Excluded jurisdictions

The offer relating to the Merger is not being made, directly or indirectly, in or into Australia, Canada, Hong Kong, Japan, New Zealand, South Africa or Switzerland (the “Excluded Jurisdictions”) or in any other jurisdiction where such offer pursuant to legislation and regulations in such relevant jurisdiction would be prohibited by applicable law, by use of mail or any other communication means or instrumentality (including, without limitation, facsimile transmission, electronic mail, telex, telephone and the Internet) of interstate or foreign commerce, or of any facility of national securities exchange or other trading venue, of the Excluded Jurisdictions, and the offer relating to the Merger cannot be accepted by any such use or by such means, instrumentality or facility of, in or from, the Excluded Jurisdictions. Accordingly, this press release or any documentation relating to the Merger are not being and should not be sent, mailed or otherwise distributed or forwarded in or into the Excluded Jurisdictions.

This press release is not being, and must not be, sent to shareholders with registered addresses in the Excluded Jurisdictions. Banks, brokers, dealers and other nominees holding shares for persons in the Excluded Jurisdictions must not forward this press release or any other document received in connection with the Merger to such persons.

The information made available in this press release is not an offer of Aker BP shares to be issued in the Merger, if approved, or any solicitation of votes in connection with the Merger. The shares have not been and will not be registered under the U.S. Securities Act of 1933, as amended (the “Securities Act”), and may not be offered, sold or delivered within or into the United States, except pursuant to an applicable exemption of, or in a transaction not subject to, the Securities Act.

The information made available in this press release does not constitute an offer of or an invitation by or on behalf of, Aker ASA, Aker BP or Lundin Energy, or any other person, to purchase any securities.

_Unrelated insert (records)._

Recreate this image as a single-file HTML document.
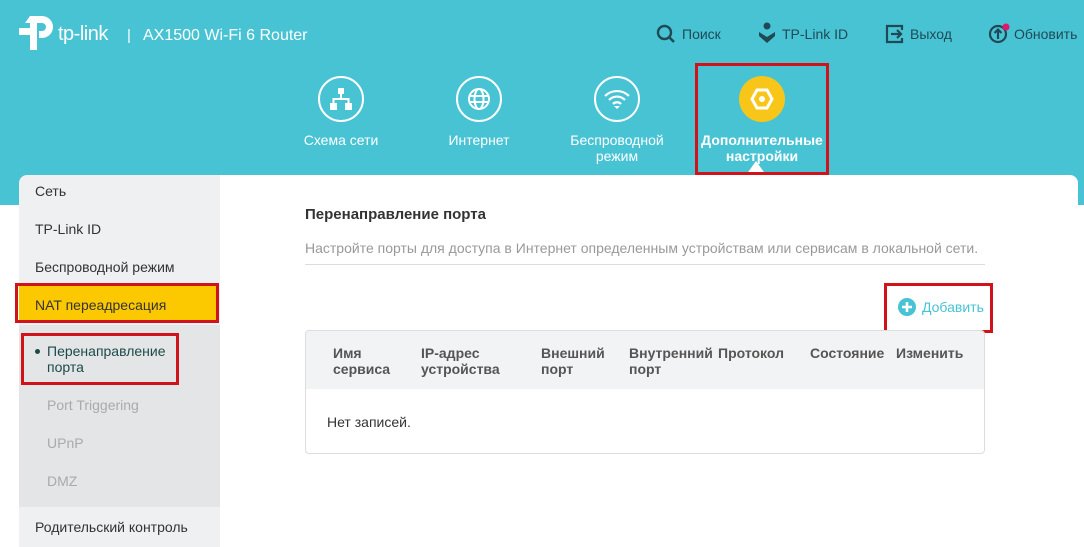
<!DOCTYPE html>
<html><head><meta charset="utf-8"><style>
*{margin:0;padding:0;box-sizing:border-box}
body{width:1084px;height:547px;overflow:hidden;background:#fff;font-family:"Liberation Sans",Arial,sans-serif;position:relative}
.hdr{position:absolute;left:0;top:0;width:1084px;height:205px;background:#48c3d4}
.abs{position:absolute}
.w{color:#fff}
.top{color:#1f4a55;font-size:14px}
.nav{position:absolute;width:130px;text-align:center;color:#fff;font-size:14px;line-height:16px}
.circ{width:46px;height:46px;border:2px solid #fff;border-radius:50%;margin:0 auto 10px;display:flex;align-items:center;justify-content:center}
.side{position:absolute;left:19px;top:175px;width:201px;height:372px;background:#eef0f1;border-top-left-radius:8px}
.si{position:absolute;left:16px;font-size:14px;color:#333}
.sub{position:absolute;left:0;top:150px;width:201px;height:182px;background:#e3e5e6}
.card{position:absolute;left:220px;top:175px;width:858px;height:372px;background:#fff;border-top-right-radius:8px}
.red{position:absolute;border:3px solid #d0121b}
</style></head><body>
<div class="hdr"></div>
<!-- logo -->
<svg class="abs" style="left:18px;top:14px" width="38" height="38" viewBox="0 0 38 38"><path d="M12 2h12a11 11 0 0 1 0 22h-3v-7h3a4 4 0 0 0 0-8h-5v27h-7V9h-5z" fill="#fff"/><rect x="1" y="14" width="12" height="7" rx="1" fill="#fff"/></svg>
<div class="abs w" style="left:58px;top:23px;font-size:20px;letter-spacing:-0.5px">tp-link</div>
<div class="abs w" style="left:127px;top:27px;font-size:15px">|</div>
<div class="abs w" style="left:143px;top:27px;font-size:16px">AX1500 Wi-Fi 6 Router</div>
<!-- top right -->
<svg class="abs" style="left:656px;top:24px" width="20" height="20" viewBox="0 0 20 20"><circle cx="8.5" cy="8.5" r="6.5" fill="none" stroke="#1f4a55" stroke-width="2.4"/><path d="M13 13l5 5" stroke="#1f4a55" stroke-width="2.6"/></svg>
<div class="abs top" style="left:682px;top:26px">Поиск</div>
<svg class="abs" style="left:758px;top:22px" width="18" height="22" viewBox="0 0 18 22"><circle cx="9" cy="4" r="3.5" fill="#1f4a55"/><path d="M1 10l8 5 8-5v4l-8 7-8-7z" fill="#1f4a55"/></svg>
<div class="abs top" style="left:782px;top:26px">TP-Link ID</div>
<svg class="abs" style="left:885px;top:24px" width="20" height="20" viewBox="0 0 20 20"><path d="M8 2H2v16h6M8 2h9v4M17 14v4H8" fill="none" stroke="#1f4a55" stroke-width="2.2"/><path d="M6 10h10M12 6l4 4-4 4" fill="none" stroke="#1f4a55" stroke-width="2.2"/></svg>
<div class="abs top" style="left:910px;top:26px">Выход</div>
<svg class="abs" style="left:988px;top:21px" width="24" height="24" viewBox="0 0 24 24"><circle cx="10" cy="13" r="8" fill="none" stroke="#1f4a55" stroke-width="2.2"/><path d="M10 18V9M6.5 12l3.5-3.5 3.5 3.5" fill="none" stroke="#1f4a55" stroke-width="2.2"/><circle cx="18" cy="6" r="3.5" fill="#e0186c"/></svg>
<div class="abs top" style="left:1014px;top:26px">Обновить</div>
<!-- nav -->
<div class="nav" style="left:276px;top:76px"><div class="circ"><svg width="26" height="24" viewBox="0 0 26 24"><rect x="10" y="1" width="6" height="6" fill="#fff"/><rect x="2" y="16" width="7" height="7" fill="#fff"/><rect x="17" y="16" width="7" height="7" fill="#fff"/><path d="M13 7v5M5.5 16v-4h15v4" fill="none" stroke="#fff" stroke-width="2"/></svg></div>Схема сети</div>
<div class="nav" style="left:414px;top:76px"><div class="circ"><svg width="26" height="26" viewBox="0 0 26 26"><circle cx="13" cy="13" r="10" fill="none" stroke="#fff" stroke-width="2"/><ellipse cx="13" cy="13" rx="4.5" ry="10" fill="none" stroke="#fff" stroke-width="2"/><path d="M3 10h20M3 16h20" stroke="#fff" stroke-width="2"/></svg></div>Интернет</div>
<div class="nav" style="left:552px;top:76px"><div class="circ"><svg width="28" height="24" viewBox="0 0 28 24"><path d="M2 9a17 17 0 0 1 24 0M6 13a11 11 0 0 1 16 0M10 17a5.5 5.5 0 0 1 8 0" fill="none" stroke="#fff" stroke-width="2.2"/><path d="M11 19l3 3 3-3z" fill="#fff"/></svg></div>Беспроводной<br>режим</div>
<div class="nav" style="left:697px;top:76px;font-weight:bold"><div class="circ" style="border:none;background:#f8c619;width:46px;height:46px"><svg width="24" height="24" viewBox="0 0 24 24"><path d="M7 3h10l5 9-5 9H7l-5-9z" fill="none" stroke="#fff" stroke-width="3"/><circle cx="12" cy="12" r="3" fill="#fff"/></svg></div>Дополнительные<br>настройки</div>
<div class="abs" style="left:746px;top:161px;width:0;height:0;border-left:10px solid transparent;border-right:10px solid transparent;border-bottom:14px solid #fff"></div>
<div class="red" style="left:695px;top:63px;width:134px;height:112px"></div>
<!-- sidebar -->
<div class="side">
<div class="sub"></div>
<div class="si" style="top:8px">Сеть</div>
<div class="si" style="top:46px">TP-Link ID</div>
<div class="si" style="top:84px">Беспроводной режим</div>
<div class="abs" style="left:0;top:110px;width:200px;height:36px;background:#fcc800"></div>
<div class="si" style="top:122px">NAT переадресация</div>
<div class="si" style="left:28px;top:168px;color:#1d4a4a;line-height:16px">Перенаправление<br>порта</div>
<div class="abs" style="left:16px;top:174px;width:5px;height:5px;border-radius:50%;background:#1d4a4a"></div>
<div class="si" style="left:28px;top:222px;color:#aaa">Port Triggering</div>
<div class="si" style="left:28px;top:260px;color:#aaa">UPnP</div>
<div class="si" style="left:28px;top:298px;color:#aaa">DMZ</div>
<div class="si" style="top:344px">Родительский контроль</div>
</div>
<div class="red" style="left:15px;top:283px;width:204px;height:40px"></div>
<div class="red" style="left:21px;top:333px;width:158px;height:52px"></div>
<!-- content -->
<div class="card"></div>
<div class="abs" style="left:305px;top:206px;font-size:15px;font-weight:bold;color:#333">Перенаправление порта</div>
<div class="abs" style="left:305px;top:240px;font-size:14px;color:#999">Настройте порты для доступа в Интернет определенным устройствам или сервисам в локальной сети.</div>
<div class="abs" style="left:305px;top:264px;width:680px;height:1px;background:#ddd"></div>
<svg class="abs" style="left:898px;top:298px" width="18" height="18" viewBox="0 0 18 18"><circle cx="9" cy="9" r="9" fill="#48c3d4"/><path d="M9 4v10M4 9h10" stroke="#fff" stroke-width="2.6"/></svg>
<div class="abs" style="left:922px;top:299px;font-size:14px;color:#48c3d4">Добавить</div>
<div class="red" style="left:884px;top:283px;width:109px;height:50px"></div>
<div class="abs" style="left:305px;top:330px;width:680px;height:124px;border:1px solid #ddd;border-radius:4px;overflow:hidden">
<div style="height:58px;background:#f2f3f4;position:relative;font-size:14px;font-weight:bold;color:#555;line-height:16px">
<div class="abs" style="left:27px;top:14px">Имя<br>сервиса</div>
<div class="abs" style="left:115px;top:14px">IP-адрес<br>устройства</div>
<div class="abs" style="left:235px;top:14px">Внешний<br>порт</div>
<div class="abs" style="left:323px;top:14px">Внутренний<br>порт</div>
<div class="abs" style="left:412px;top:14px">Протокол</div>
<div class="abs" style="left:504px;top:14px">Состояние</div>
<div class="abs" style="left:590px;top:14px">Изменить</div>
</div>
<div class="abs" style="left:21px;top:83px;font-size:14px;color:#333">Нет записей.</div>
</div>
</body></html>
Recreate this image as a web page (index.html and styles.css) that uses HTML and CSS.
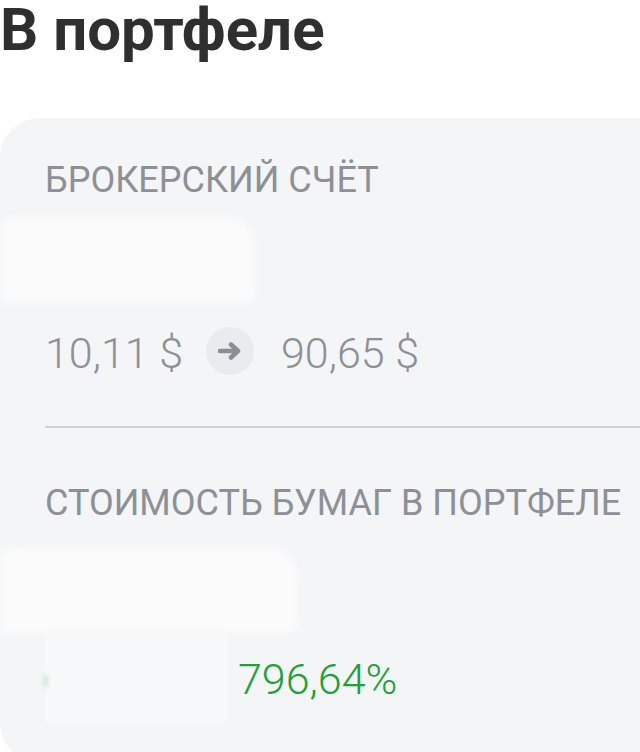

The offer relating to the Merger and the information and documents contained in this press release are not being made and have not been approved by an authorized person for the purposes of section 21 of the UK Financial Services and Markets Act 2000 (the “FSMA”). Accordingly, the information and documents contained in this press release are not being distributed to, and must not be passed on to, the general public in the United Kingdom. The communication of the information and documents contained in this press release is exempt from the restriction on financial promotions under section 21 of the FSMA on the basis that it is a communication by or on behalf of a body corporate which relates to a transaction to acquire day to day control of the affairs of a body corporate; or to acquire 50 per cent or more of the voting shares in a body corporate, within article 62 of the UK Financial Services and Markets Act 2000 (Financial Promotion) Order 2005.